Do investigators share/check names?

So I may be going for a top secret clearance soon. About a year and a half ago, I sold a small amount of Adderall to a friend, once. I didn’t want this hanging over my head nor did I want it to come up in a polygraph, so for my ongoing Secret investigation clearance, I told the truth on the sf86 and during the subject interview.
My question is, will investigators ask for my friend’s name and investigate him? He is going for a top secret as well and lied about his involvement because his coworkers in his company told him selling drugs is a death sentence. If they investigated him because of me, I don’t know if he would lose his clearance and his job. I don’t have it in my to destroy someone’s career just for mine. I feel like my omission should be enough since I’m well aware selling drugs, no matter what amount, is almost like an automatic denial, but I’m not an investigator/adjudicator so idk.

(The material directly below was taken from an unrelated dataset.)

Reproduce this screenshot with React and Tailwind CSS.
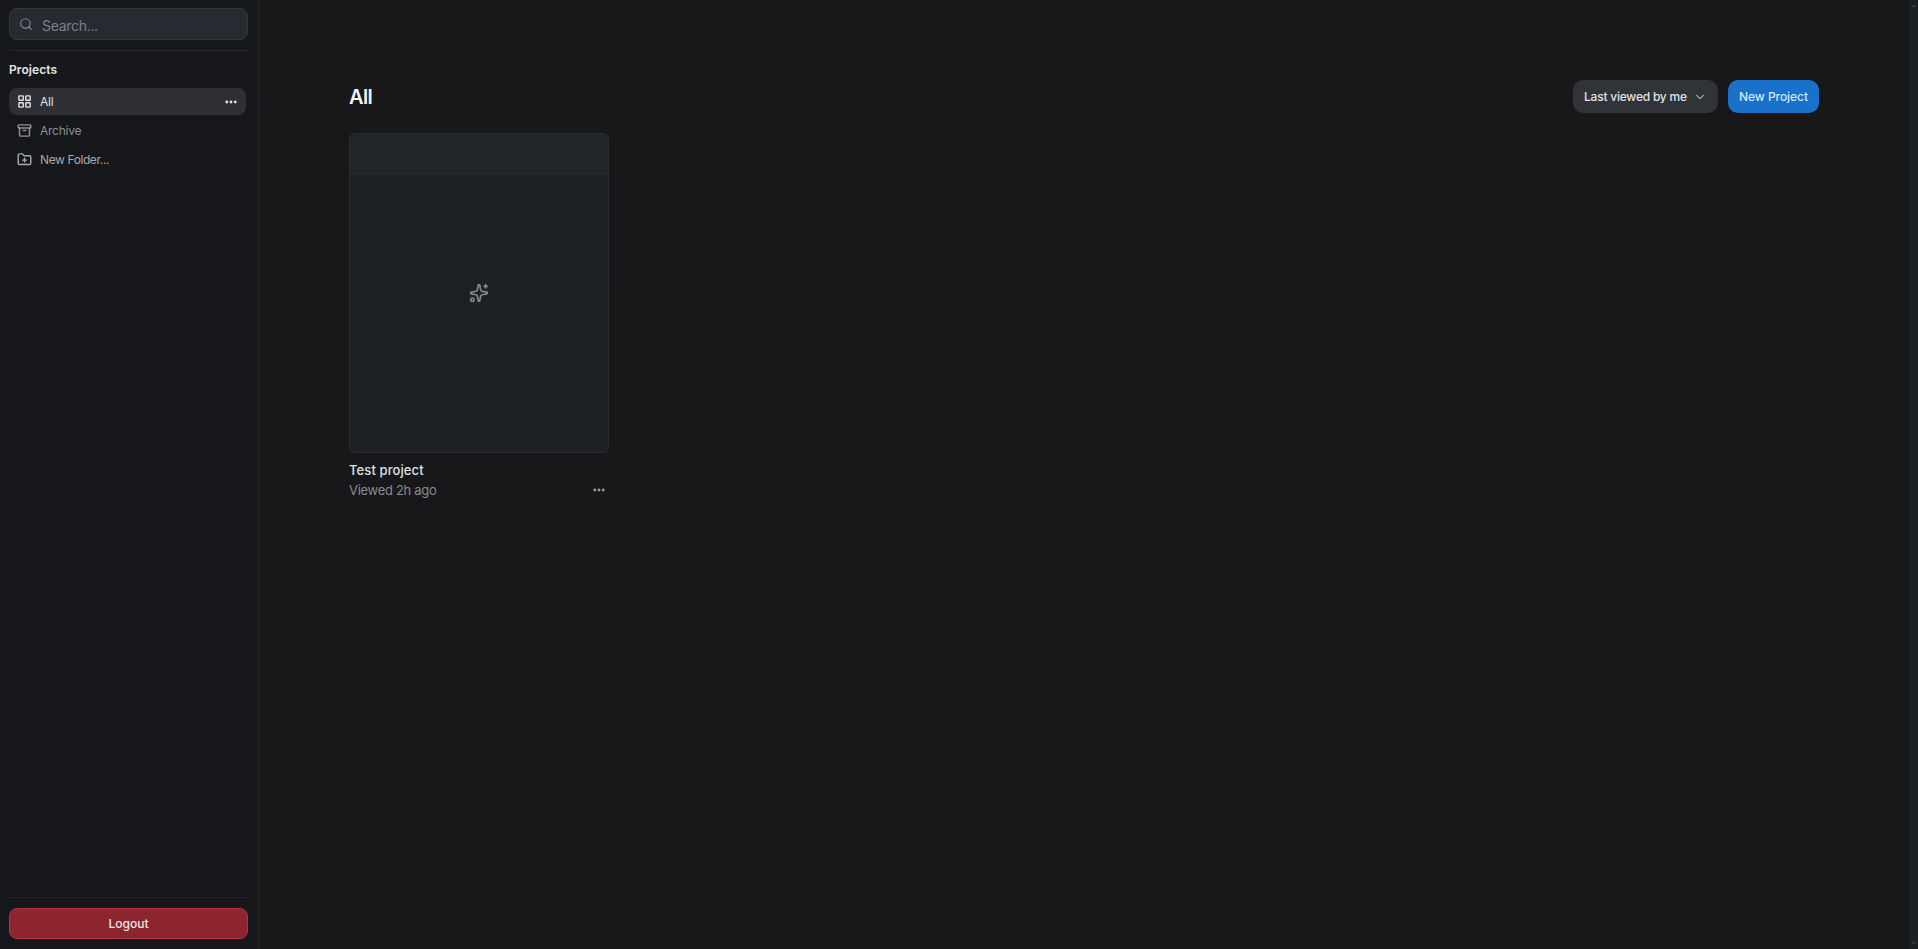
import { Archive, ChevronDown, ChevronUp, FolderPlus, LayoutGrid, Search, Sparkles } from "lucide-react";

function Dots({ className }) {
  return (
    <svg viewBox="0 0 14 4" className={className} fill="currentColor">
      <circle cx="2.8" cy="2" r="1.45" />
      <circle cx="7" cy="2" r="1.45" />
      <circle cx="11.2" cy="2" r="1.45" />
    </svg>
  );
}

function NavItem({ icon: Icon, label, active, className }) {
  return (
    <div
      className={`flex h-[27px] w-[237px] items-center rounded-lg pl-2 pr-2 text-[12px] ${
        active ? "bg-[#2e3036] text-[#dfe1e5]" : ""
      } ${className}`}
    >
      <Icon size={15} strokeWidth={2.3} className="mr-2" />
      <span className="flex-1">{label}</span>
      {active && <Dots className="h-1 w-3.5 text-[#dfe1e5]" />}
    </div>
  );
}

function Sidebar() {
  return (
    <aside className="flex w-[259px] shrink-0 flex-col border-r border-[#242629] bg-[#15171a] px-[9px] pt-2 pb-[10px]">
      <div className="flex h-8 w-[239px] items-center rounded-lg border border-[#33373e] bg-[#272a30] pl-[9px]">
        <Search size={14} className="text-[#85888d]" />
        <span className="mt-0.5 ml-[9px] text-[14px] tracking-[-0.3px] text-[#7b7f85]">Search...</span>
      </div>
      <div className="mt-[10px] h-px w-[239px] bg-[#26282b]" />
      <h2 className="mt-[10px] text-[12px] leading-[18px] font-semibold tracking-[0.1px] text-[#e4e6e9]">Projects</h2>
      <nav className="mt-[9px] flex flex-col gap-0.5">
        <NavItem icon={LayoutGrid} label="All" active className="tracking-[-0.2px]" />
        <NavItem icon={Archive} label="Archive" className="text-[#8e9197] tracking-[-0.25px]" />
        <NavItem icon={FolderPlus} label="New Folder..." className="text-[#a6a9ae] tracking-[-0.4px]" />
      </nav>
      <div className="mt-auto h-px w-[239px] bg-[#222427]" />
      <button className="mt-[10px] h-[31px] w-[239px] rounded-lg border border-[#b92f3a] bg-[#8c252e] text-[12px] font-medium text-[#f1e6e7]">
        Logout
      </button>
    </aside>
  );
}

function ProjectCard({ name, viewed }) {
  return (
    <div className="w-[260px]">
      <div className="flex h-80 items-center justify-center rounded-md border border-[#292d30] bg-linear-to-b from-[#212527] from-13% via-[#1d2025] via-13% to-[#1d2123] to-75%">
        <Sparkles size={20} strokeWidth={2} className="text-[#85888c]" />
      </div>
      <div className="mt-[7px] text-[13px] leading-5 font-medium tracking-[0.1px] text-[#dfe1e4]">{name}</div>
      <div className="mt-px flex h-5 items-center justify-between pr-[3px] text-[13px] tracking-[-0.3px] text-[#868b94]">
        <span>{viewed}</span>
        <Dots className="mb-0.5 h-1 w-3.5 text-[#96999e]" />
      </div>
    </div>
  );
}

export default function App() {
  return (
    <div className="flex h-[949px] w-[1918px] overflow-hidden bg-[#18181a] font-['Inter',sans-serif]">
      <Sidebar />
      <main className="flex-1 px-[90px] pt-20">
        <header className="flex h-[33px] items-center">
          <h1 className="mt-px flex-1 text-[20px] font-semibold tracking-[-0.6px] text-[#f3f3f4]">All</h1>
          <button className="flex h-[33px] w-[145px] items-center rounded-[10px] bg-[#303337] pl-[11px] text-[12px] font-medium whitespace-nowrap text-[#e1e3e6]">
            <span className="w-[109px] text-left tracking-[-0.22px]">Last viewed by me</span>
            <ChevronDown size={14} className="text-[#9a9da2]" />
          </button>
          <button className="ml-[10px] h-[33px] w-[91px] rounded-[10px] bg-[#1971c9] text-[12px] font-medium tracking-[-0.05px] whitespace-nowrap text-[#d8e8f8]">
            New Project
          </button>
        </header>
        <section className="mt-5">
          <ProjectCard name="Test project" viewed="Viewed 2h ago" />
        </section>
      </main>
      <div className="flex w-[9px] shrink-0 flex-col items-center justify-between bg-[#1a1f23] py-[3px] text-[#3b4044]">
        <ChevronUp size={6} strokeWidth={5} />
        <ChevronDown size={6} strokeWidth={5} />
      </div>
    </div>
  );
}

Usually I’ve never seen this happen. You’re going through a background investigation, not a criminal investigation. What they care about in backgrounds is whether any of your references say, oh yeah he sold drugs but he also had a meth lab under his house or something. They’re not trying to build a criminal case and find all the players in your drug activity. That being said, your friend is in quite a pickle should the truth ever come out.

*Edit for grammar

First, you can’t throw him under the bus and ruin his career to save yours. The bus is still going to hit you. Your first concern should be keeping YOUR clearance and his should be gaining his own.

In my view, neither of you have a clearance at this time. You will have a difficult time clearing after selling prescription drugs (I am giving you the benefit of the doubt by assuming that you have a prescription.)

However, I seriously doubt that they will tie the two of you together.

BTW: The two of you should NOT use each other as references.

We always ask for specifics, including names.

Be prepared to answer fully.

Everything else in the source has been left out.